◆ WHAT THIS TASK INVOLVES: The data below holds a line containing "Clone this screenshot in Svelte 5." and a line containing "let activeTab = $state('map');"; please quote exactly those two lines and every line between them, and nothing else.

[Entries with page source code]

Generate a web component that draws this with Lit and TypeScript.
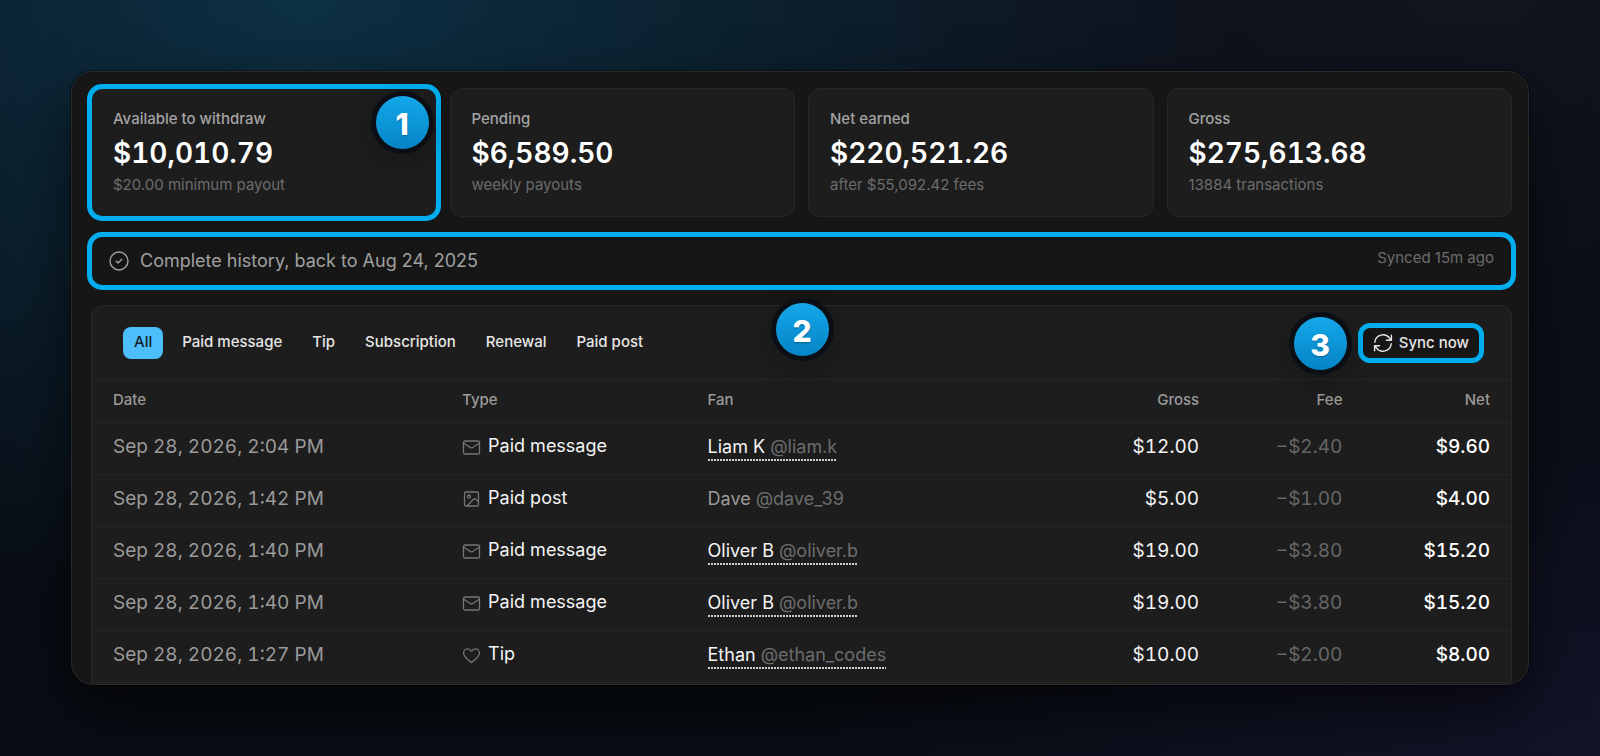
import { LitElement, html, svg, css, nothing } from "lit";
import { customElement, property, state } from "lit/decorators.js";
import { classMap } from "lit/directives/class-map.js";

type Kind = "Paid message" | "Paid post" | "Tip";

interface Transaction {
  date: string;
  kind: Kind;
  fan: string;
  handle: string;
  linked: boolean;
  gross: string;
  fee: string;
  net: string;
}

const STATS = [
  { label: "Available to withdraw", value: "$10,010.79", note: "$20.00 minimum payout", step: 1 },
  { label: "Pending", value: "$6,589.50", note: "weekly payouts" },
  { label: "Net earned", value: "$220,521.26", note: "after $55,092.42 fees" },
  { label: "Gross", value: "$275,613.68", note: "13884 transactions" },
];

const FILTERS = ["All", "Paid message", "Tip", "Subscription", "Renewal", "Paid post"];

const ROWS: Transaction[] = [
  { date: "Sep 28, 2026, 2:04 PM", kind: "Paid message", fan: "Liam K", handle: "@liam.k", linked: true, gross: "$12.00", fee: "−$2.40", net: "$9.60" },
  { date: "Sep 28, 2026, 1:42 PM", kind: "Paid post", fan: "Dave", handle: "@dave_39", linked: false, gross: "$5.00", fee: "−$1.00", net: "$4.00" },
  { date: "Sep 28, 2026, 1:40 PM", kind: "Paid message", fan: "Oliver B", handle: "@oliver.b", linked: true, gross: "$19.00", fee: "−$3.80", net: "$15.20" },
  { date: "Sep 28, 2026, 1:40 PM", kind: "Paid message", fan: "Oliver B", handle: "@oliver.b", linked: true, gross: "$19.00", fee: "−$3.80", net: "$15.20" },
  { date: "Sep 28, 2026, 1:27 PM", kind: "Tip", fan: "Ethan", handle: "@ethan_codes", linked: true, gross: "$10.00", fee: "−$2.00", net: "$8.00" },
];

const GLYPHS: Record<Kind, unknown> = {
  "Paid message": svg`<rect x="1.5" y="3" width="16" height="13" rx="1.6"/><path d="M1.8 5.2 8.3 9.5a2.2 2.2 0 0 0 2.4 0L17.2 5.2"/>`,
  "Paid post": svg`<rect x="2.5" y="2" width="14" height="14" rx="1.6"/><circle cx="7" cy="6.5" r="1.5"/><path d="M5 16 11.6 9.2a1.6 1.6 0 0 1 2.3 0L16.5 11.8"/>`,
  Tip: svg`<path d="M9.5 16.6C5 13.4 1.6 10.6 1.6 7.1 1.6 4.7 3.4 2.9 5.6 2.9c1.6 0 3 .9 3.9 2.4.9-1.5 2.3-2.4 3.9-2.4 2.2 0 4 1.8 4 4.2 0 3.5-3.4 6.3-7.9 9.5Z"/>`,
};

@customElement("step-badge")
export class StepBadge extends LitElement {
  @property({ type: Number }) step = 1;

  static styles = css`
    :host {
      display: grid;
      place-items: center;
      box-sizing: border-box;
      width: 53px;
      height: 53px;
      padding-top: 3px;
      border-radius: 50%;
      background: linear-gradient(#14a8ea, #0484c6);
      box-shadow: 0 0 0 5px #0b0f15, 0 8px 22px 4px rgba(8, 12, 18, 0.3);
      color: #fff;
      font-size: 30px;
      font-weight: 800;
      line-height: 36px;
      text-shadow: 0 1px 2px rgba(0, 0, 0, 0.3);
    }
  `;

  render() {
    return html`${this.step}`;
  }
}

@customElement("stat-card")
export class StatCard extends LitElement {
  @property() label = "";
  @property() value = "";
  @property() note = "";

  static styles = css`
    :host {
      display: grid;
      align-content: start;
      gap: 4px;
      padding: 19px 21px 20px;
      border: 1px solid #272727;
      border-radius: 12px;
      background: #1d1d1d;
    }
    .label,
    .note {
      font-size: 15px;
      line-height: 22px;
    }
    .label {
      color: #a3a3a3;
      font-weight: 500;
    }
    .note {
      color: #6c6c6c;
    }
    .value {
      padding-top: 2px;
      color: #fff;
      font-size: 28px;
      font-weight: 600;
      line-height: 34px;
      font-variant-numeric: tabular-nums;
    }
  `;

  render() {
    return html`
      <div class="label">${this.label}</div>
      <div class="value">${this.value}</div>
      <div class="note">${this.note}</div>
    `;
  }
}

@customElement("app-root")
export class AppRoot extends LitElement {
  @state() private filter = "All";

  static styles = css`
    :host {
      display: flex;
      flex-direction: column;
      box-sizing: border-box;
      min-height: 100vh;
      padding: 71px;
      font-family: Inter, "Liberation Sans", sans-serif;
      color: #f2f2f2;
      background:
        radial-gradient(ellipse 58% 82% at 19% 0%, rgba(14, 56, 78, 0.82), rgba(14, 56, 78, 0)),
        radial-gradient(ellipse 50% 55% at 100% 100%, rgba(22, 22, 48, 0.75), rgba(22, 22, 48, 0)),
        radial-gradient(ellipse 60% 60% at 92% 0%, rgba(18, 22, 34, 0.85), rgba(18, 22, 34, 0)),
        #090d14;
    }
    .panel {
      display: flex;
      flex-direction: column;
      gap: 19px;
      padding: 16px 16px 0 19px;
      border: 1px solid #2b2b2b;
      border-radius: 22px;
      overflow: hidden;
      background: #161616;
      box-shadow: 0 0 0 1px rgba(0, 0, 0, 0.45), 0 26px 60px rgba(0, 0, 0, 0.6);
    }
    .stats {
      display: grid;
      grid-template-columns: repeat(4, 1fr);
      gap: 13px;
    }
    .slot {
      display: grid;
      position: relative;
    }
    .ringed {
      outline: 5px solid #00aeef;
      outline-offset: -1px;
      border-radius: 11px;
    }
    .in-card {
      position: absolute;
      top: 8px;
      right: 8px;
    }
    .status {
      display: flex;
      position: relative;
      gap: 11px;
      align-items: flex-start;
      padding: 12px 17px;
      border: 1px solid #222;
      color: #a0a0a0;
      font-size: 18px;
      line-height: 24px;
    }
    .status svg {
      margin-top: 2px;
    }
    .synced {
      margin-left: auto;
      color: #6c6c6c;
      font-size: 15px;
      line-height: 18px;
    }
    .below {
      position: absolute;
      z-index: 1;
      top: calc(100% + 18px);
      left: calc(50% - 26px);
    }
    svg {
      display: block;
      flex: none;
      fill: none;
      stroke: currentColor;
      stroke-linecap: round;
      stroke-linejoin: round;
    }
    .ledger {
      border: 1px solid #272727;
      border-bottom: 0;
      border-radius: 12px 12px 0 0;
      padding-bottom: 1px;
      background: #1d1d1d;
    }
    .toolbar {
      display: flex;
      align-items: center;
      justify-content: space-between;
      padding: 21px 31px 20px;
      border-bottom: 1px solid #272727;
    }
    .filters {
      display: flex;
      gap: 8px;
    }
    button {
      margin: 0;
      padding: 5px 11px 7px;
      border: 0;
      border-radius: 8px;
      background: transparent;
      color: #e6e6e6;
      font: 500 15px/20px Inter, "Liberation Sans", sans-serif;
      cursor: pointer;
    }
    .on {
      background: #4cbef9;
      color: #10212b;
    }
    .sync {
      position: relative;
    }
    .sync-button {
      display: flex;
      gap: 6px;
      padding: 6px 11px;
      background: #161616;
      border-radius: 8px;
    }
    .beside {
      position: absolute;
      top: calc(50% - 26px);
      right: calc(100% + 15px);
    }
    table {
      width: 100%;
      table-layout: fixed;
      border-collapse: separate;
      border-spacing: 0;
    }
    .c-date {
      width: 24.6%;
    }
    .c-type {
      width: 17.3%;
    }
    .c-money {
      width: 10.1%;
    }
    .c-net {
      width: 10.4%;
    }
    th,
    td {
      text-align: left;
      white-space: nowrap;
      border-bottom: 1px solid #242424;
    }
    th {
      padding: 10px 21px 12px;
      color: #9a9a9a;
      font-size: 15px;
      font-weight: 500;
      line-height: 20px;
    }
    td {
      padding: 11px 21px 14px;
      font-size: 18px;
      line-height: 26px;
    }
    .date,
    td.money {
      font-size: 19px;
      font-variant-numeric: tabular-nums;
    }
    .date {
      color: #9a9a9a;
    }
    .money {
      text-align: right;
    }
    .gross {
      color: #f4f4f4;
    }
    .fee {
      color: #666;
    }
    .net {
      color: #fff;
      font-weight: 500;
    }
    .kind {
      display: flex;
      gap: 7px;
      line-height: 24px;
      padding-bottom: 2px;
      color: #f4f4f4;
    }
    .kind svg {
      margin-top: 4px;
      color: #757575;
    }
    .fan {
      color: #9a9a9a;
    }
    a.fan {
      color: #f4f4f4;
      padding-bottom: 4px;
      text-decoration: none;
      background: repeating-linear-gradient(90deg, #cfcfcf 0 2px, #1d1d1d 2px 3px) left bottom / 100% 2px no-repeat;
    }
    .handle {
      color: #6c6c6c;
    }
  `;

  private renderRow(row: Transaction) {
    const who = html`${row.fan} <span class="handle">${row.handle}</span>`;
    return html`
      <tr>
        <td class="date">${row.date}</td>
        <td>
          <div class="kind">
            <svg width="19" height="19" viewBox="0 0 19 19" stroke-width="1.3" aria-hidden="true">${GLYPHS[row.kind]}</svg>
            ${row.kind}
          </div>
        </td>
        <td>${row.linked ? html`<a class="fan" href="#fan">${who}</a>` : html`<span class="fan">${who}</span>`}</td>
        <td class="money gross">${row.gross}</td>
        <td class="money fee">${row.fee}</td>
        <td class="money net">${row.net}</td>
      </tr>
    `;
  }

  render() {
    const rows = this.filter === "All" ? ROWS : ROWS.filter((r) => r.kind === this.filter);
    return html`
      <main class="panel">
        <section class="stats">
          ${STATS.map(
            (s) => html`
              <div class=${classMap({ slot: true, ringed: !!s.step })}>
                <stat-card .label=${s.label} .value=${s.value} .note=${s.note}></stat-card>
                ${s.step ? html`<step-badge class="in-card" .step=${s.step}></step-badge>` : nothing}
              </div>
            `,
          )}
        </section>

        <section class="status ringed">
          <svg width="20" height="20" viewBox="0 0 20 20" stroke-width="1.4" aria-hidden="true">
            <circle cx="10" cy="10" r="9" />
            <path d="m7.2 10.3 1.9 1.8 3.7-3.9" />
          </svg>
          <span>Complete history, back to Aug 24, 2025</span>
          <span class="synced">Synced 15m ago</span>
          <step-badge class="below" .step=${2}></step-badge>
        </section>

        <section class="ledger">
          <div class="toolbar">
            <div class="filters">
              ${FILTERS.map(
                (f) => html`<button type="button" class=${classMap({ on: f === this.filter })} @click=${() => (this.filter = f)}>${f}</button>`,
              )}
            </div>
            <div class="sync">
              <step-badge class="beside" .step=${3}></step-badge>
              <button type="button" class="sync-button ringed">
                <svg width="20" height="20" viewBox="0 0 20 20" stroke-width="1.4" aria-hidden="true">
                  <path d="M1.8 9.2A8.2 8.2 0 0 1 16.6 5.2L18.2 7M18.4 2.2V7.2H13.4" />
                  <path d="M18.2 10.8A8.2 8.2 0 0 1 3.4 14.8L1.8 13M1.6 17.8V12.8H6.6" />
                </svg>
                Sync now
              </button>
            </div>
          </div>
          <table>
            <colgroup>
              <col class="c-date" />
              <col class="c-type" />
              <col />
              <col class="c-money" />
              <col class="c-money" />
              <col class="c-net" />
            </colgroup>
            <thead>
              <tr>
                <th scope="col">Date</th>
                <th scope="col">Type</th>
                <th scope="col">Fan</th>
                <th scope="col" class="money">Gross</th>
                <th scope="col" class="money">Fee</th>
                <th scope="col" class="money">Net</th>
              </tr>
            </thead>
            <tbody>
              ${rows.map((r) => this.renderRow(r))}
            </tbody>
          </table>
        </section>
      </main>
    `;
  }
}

...

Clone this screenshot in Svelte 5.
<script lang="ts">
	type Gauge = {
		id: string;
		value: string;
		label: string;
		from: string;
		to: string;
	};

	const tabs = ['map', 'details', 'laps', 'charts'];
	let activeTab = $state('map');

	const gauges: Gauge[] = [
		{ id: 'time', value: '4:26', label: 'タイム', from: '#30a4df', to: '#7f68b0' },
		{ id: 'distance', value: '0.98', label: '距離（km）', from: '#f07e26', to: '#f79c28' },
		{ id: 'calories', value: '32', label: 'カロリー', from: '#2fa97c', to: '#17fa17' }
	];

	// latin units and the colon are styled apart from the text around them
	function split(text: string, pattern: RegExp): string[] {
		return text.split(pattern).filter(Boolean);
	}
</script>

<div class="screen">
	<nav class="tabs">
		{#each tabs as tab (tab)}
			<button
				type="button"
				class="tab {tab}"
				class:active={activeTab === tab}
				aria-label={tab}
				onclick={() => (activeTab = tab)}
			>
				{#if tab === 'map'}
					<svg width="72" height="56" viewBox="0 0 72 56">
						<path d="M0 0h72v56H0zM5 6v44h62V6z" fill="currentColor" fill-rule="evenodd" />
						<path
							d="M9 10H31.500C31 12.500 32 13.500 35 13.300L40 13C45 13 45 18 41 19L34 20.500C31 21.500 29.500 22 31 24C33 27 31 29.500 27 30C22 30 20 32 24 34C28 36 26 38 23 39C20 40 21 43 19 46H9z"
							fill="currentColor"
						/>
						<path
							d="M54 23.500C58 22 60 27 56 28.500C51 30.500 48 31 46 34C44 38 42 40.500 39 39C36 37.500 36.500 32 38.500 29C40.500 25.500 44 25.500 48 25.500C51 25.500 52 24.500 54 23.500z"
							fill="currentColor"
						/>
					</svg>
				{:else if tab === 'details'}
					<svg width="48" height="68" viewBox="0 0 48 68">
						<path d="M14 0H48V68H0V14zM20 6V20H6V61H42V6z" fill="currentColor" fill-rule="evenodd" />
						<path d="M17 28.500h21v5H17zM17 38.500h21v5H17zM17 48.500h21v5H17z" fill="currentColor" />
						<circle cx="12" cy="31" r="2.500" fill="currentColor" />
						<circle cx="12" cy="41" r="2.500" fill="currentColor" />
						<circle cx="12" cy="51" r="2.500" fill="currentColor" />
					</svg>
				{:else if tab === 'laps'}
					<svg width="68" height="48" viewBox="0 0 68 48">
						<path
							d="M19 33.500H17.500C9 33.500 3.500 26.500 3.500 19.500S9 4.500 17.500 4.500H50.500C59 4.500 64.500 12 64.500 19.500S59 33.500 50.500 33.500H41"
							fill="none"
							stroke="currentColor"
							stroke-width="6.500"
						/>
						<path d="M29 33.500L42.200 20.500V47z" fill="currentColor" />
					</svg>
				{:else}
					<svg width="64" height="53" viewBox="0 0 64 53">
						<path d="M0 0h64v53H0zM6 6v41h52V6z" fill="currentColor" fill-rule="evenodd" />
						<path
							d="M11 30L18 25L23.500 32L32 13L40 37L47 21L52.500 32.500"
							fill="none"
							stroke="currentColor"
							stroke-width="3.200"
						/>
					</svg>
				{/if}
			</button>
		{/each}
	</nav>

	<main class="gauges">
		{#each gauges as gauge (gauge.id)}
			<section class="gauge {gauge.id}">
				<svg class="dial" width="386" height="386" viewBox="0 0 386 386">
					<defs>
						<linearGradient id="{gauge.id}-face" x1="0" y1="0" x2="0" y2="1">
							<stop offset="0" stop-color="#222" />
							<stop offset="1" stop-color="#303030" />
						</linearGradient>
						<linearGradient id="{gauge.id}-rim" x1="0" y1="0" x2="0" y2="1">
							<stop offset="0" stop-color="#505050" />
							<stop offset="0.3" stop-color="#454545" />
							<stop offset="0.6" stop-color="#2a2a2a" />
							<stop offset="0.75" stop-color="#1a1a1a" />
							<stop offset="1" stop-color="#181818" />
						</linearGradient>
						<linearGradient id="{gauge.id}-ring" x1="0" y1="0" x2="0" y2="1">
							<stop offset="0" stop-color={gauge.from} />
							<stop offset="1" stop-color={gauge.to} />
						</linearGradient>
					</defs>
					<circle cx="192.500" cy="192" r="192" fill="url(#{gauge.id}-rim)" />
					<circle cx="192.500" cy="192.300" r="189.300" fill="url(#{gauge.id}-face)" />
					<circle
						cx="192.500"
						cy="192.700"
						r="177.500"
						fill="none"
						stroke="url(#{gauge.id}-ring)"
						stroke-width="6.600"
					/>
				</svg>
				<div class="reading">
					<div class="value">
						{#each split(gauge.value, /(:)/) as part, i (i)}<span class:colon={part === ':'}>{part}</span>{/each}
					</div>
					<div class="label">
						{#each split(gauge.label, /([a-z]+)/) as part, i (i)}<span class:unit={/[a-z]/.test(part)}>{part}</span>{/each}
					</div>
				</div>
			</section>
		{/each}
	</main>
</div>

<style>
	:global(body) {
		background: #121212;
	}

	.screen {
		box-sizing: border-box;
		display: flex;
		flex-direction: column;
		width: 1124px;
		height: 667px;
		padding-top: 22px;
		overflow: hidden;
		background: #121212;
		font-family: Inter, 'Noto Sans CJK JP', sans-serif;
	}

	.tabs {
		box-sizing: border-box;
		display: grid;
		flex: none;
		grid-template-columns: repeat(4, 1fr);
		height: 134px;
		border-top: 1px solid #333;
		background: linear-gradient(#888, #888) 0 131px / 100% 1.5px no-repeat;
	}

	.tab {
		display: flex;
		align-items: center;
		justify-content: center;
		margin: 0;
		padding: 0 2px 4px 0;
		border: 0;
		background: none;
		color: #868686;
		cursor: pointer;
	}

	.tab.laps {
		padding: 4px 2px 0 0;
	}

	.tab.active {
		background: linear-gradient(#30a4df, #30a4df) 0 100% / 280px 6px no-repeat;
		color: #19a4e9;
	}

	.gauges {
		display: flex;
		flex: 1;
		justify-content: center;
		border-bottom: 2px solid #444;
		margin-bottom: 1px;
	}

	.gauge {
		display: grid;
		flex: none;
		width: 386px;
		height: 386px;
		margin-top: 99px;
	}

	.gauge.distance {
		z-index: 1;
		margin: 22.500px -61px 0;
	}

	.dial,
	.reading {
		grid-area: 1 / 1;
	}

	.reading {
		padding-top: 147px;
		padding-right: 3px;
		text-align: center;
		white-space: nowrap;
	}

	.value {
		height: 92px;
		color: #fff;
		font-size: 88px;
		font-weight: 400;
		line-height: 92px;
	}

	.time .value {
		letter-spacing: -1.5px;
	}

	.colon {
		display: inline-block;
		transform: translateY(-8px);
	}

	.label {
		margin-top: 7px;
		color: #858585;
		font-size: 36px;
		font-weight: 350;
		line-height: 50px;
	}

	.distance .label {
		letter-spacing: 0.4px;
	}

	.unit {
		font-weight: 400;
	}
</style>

◆ WRITTEN SOLUTION:
Clone this screenshot in Svelte 5.
<script lang="ts">
	type Gauge = {
		id: string;
		value: string;
		label: string;
		from: string;
		to: string;
	};

	const tabs = ['map', 'details', 'laps', 'charts'];
	let activeTab = $state('map');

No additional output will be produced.